Una mezzanotte di agosto di tre anni fa, con la gente naso all’insù a guardare le stelle cadenti dalla spiaggia, l’amministrazione regionale di Maroni - ancora nelle vesti di imperatore assoluto - decise di spezzare in due la provincia di Como, abbassando ad Argegno il confine con Sondrio.
Accadde solo per la sanità, ma, lo si scoprì qualche mese più tardi, nelle intenzioni della Regione questo doveva essere il primo passo di un piano volto alla creazione dei “Cantoni” maroniani, organismi destinati a sostituire le Amministrazioni provinciali e a smembrare la provincia di Como. Capoluogo sarebbe diventato Varese, toh, e il lago sarebbe finito sotto Sondrio, con il confine del nuovo ente ritracciato proprio secondo i confini delle Ats. Un piano senza capo né coda fallito anche grazie ad uno spontaneo movimento di opposizione nato da cittadini e rappresentanti del mondo economico, politico, sociale, culturale, del quale il nostro quotidiano si fece interprete con la campagna contro il “Lago diviso”. E alla fine i Cantoni furono, appunto, accantonati.
Ma torniamo alla sanità. Quella notte, era il 5 agosto 2015, tutta la sponda occidentale del lago da Argegno in su, compresa Valle Intelvi e Porlezzese, si trovò inglobata nella Ats della Montagna, sede a Sondrio. Senza una seria campagna di informazione e discussione, come lamentarono un po’ tutti gli addetti ai lavori. La riforma, parto dell’allora presidente della commissione Sanità, il leghista Fabio Rizzi (ai tempi molto in auge, prima dell’arresto e del patteggiamento a due anni per le tangenti sugli appalti per l’odontoiatria), suscitò da subito molte perplessità, soprattutto in ordine alle sorti dell’ospedale di Menaggio, ma venne salutata dal plauso di quasi tutte le amministrazioni locali, fedeli e allineate alla volontà di Maroni & C. Votarono infatti a favore della riforma e del ridisegno dei confini 42 sindaci su 49. Un plebiscito. Le cronache raccontano anche delle dichiarazioni di esultanza dei consiglieri regionali laghee Dotti e Bianchi.
Che fossero favorevoli – e che lo siano tuttora - i Comuni e i rappresentanti dell’Alto Lago non deve sorprendere: a Gravedona c’è un ospedale che funziona e da quell’area è ben più semplice e veloce raggiungere la Valtellina o Lecco che non affrontare la discesa a Como lungo la Regina. Ma che la riforma fosse acclamata anche dai sindaci della Valle Intelvi e del Centro Lago sembrava un po’ sorprendente, sentite anche le perplessità della gente del posto.

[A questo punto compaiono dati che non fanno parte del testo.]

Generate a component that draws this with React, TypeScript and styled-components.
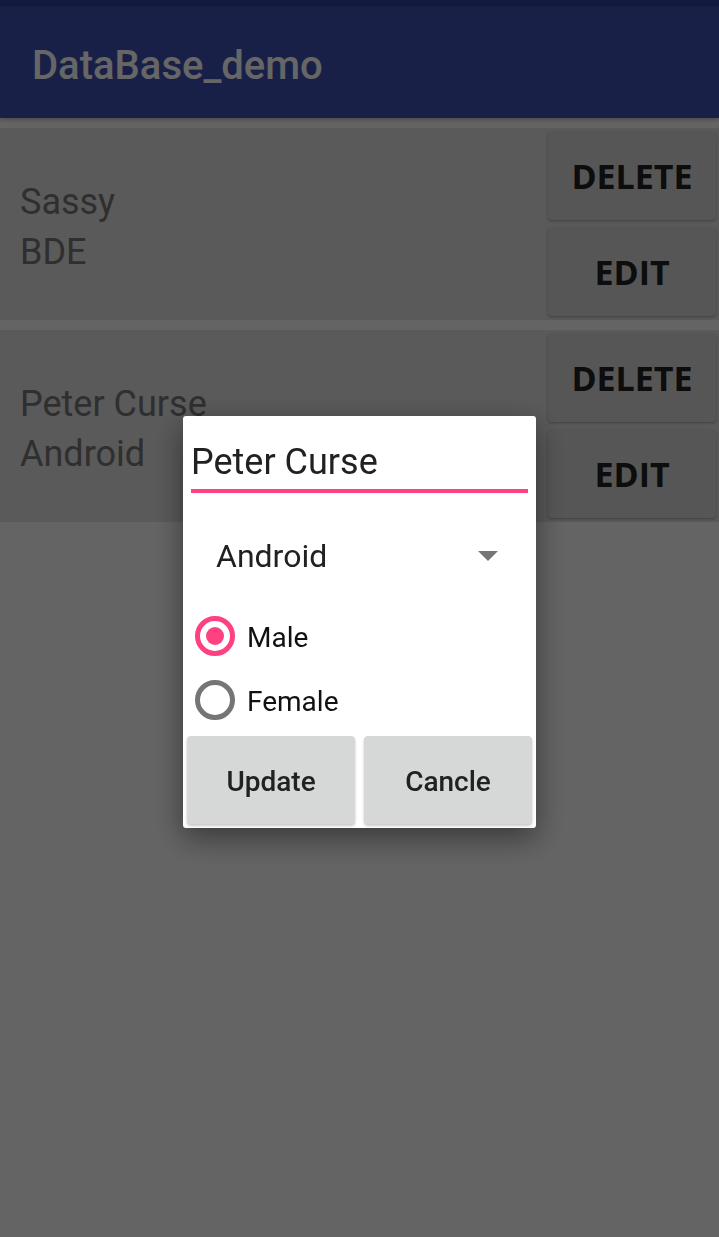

Ora, passati quasi tre anni ecco che 27 sindaci su 29 hanno chiesto di fare retromarcia e di tornare a Como (compreso l’ospedale di Menaggio), come logica e buon senso avrebbero voluto sin dall’inizio. Sia chiaro, non che l’Ats di Montagna della Valtellina sia un girone infernale, tutt’altro. Tanto che due Comuni hanno scelto di restarci, con Sondrio e che, con tutta probabilità ci resterà tutto l’Alto Lario. Il dietrofront è piuttosto motivato da motivi logistici, pratici, dopo che, giusto per fare un esempio, pazienti della Valle Intelvi si sono visti trasportare in ambulanza a Sondrio dopo banali incidenti.
Ora il pallino va alla Regione, che ha il merito di avere ascoltato la protesta e ha dato il via libera al ritorno a Como dei Comuni “esiliati”. Bene. C’è una manifestazione di volontà, quindi soddisfazione, sorrisi e pacche sulle spalle.
Ma c’è un “però”. L’assessore regionale Gallera ieri si è esibito in un’opera di contorsionismo verbale e ha modificato per tre volte il comunicato stampa: prima ha scritto che il ricorso dei sindaci sarebbe stato “accolto”, poi ha corretto in “valuterà”, infine in “terrà conto”. Perfezionismo grammaticale o segnali in politichese di qualche problemino sullo sfondo? Staremo a vedere.
Alle promesse della Regione siamo abituati, da queste parti. Ricordate l’abolizione del pedaggio della tangenziale di Como, quello promesso, ripromesso, ci siamo, ormai è fatta, è solo una formalità? Ecco, siamo qui ancora ad aspettare. O il progetto sulle paratie, caduto in un letargo post elettorale? Idem. Ci scuserà quindi l’assessore regionale se, pur fidandoci della sua parola (anzi, delle sue diverse parole) e senza volerci sostituire al celeberrimo discepolo incredulo, prima di ringraziare e congratularci preferiamo aspettare la firma.